In case One file extraction is enabled within a Glue table, the iteration (package) number is not included within the filename, resulting in the extraction into one file. However, two different extractions will create two files, depending on Glue Settings - Binary Storage settings. Also, this option cannot be combined with the Compress file.

File compression enabled

If you use Compress file options, the data files will be compressed during extraction before transferred to the target storage. The structure of the file will remain in CSV format. However, this file will be compressed and stored as a GZIP file on target storage.

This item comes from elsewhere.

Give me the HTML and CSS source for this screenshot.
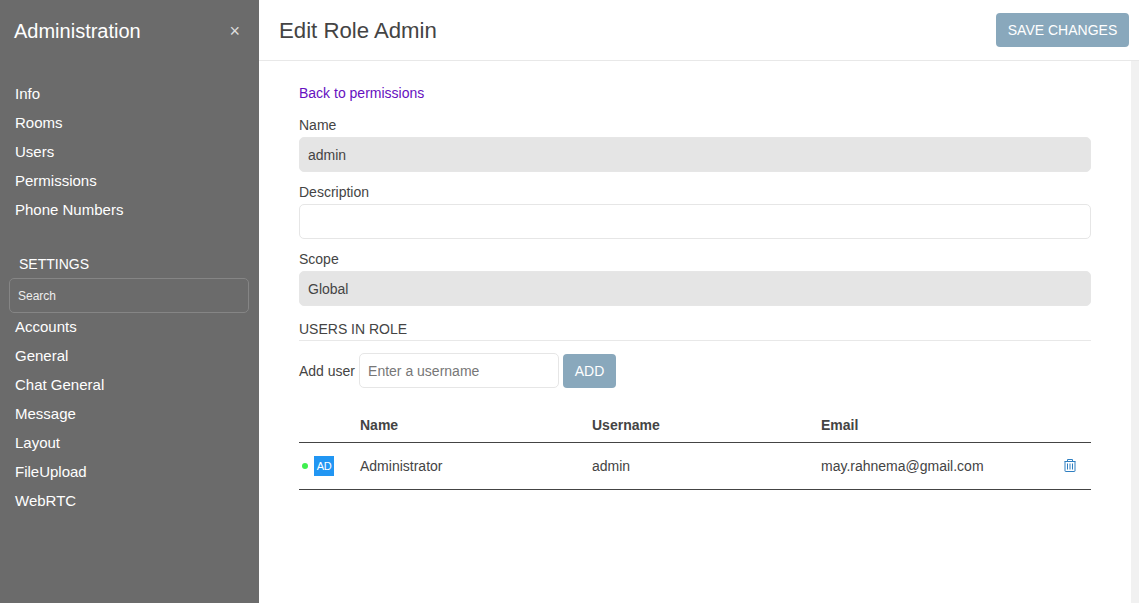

Handling of empty data files

In the default configuration, if extraction reads 0 lines from the source object (e.g. empty delta load), no data file is transferred to the target storage. However, it is possible to customize this behavior using Glue Settings - Binary Storage settings using parameter Generate CSV data file for empty load. If empty data files are enabled, even an empty load will create a data file on target storage, respecting other settings of the Glue table (e.g. Include table header).

Metadata files

Similar to Glue tables, each extraction to file storage generates a metadata file in JSON format, describing the extraction in technical details.

JSON Example

{ "GlueRequest" :{ "Request" :"116123", "Status" :"S", "GlueTable" :"ZGLUE_TABLE", "ContainerPath" :"", "Extractor" :"ZGLUE_TABLE_P", "UserName" :"MSIMASEK", "StartTime" :"20200715135945.0694020", "FinishTime" :"20200715135948.2475040", "LinesRead" :"1000", "LinesTransferred" :"1000", "JobName" :"ZDVD_GLUEZGLUE_TABLE_P", "JobCount" :"15594400", "DeltaType" :"FULL", "LoadType" :"F" } }

Attributes explanation

The extraction metadata are encapsulated within a single JSON object with a single attribute called “GlueRequest“. This named attribute is a JSON object as well and contains the following information about Glue extraction:

  • “Request“ - Number of the Glue request associated with this extraction

  • “Status“ - Single character status of extraction

    • “E” - Ended with error

    • “S” - Ended Successfully

    • “F” - Failed

  • “GlueTable“ - Name of the target Glue table

  • “ContainerPath“ - Path to container (location) on file storage

  • "Extractor" - Technical name of the Glue extraction process that is used for the extraction

  • “UserName“ - SAP user that executed the extraction

  • "StartTime" - Timestamp when extraction started

  • "FinishTime" - Timestamp when extraction finished

  • "LinesRead" - Number of records that were read from the source object

  • "LinesTransferred" - Number of records transferred to target storage

  • "JobName" - Technical name of an SAP background job that processed the extraction

  • "JobCount" - Numeric identifier of an SAP background job that processed the extraction

  • “DeltaType“ - Delta used for reading the data from the source object

  • "LoadType" - Single character identificator of extraction load type

    • “I” - Delta Init Without Data

    • “L” - Delta Init + Full Load

    • “D” - Delta Load

    • “F” - Full Load (Repair) Without Delta Update

Metadata files configuration

With the default configuration, one metadata file is created for each Glue request transferred to storage. Using the default configuration, the metadata JSON files are stored within the same location as defined in File storage options.

The name of the metadata files is defined and can be configured via Glue Settings - Binary storage settings using parameter Binary request metadata file name.

Also, the generation of the JSON metadata files for empty loads can be switched on/off via Glue Settings - Binary storage settings using parameter Generate JSON metadata file for empty load. If set on (default value = “X“) the JSON metadata will be generated and transferred to target storage even for extraction, that read 0 records from the source object (e.g. empty delta load). If switched off, no metadata will be generated and transferred for such loads.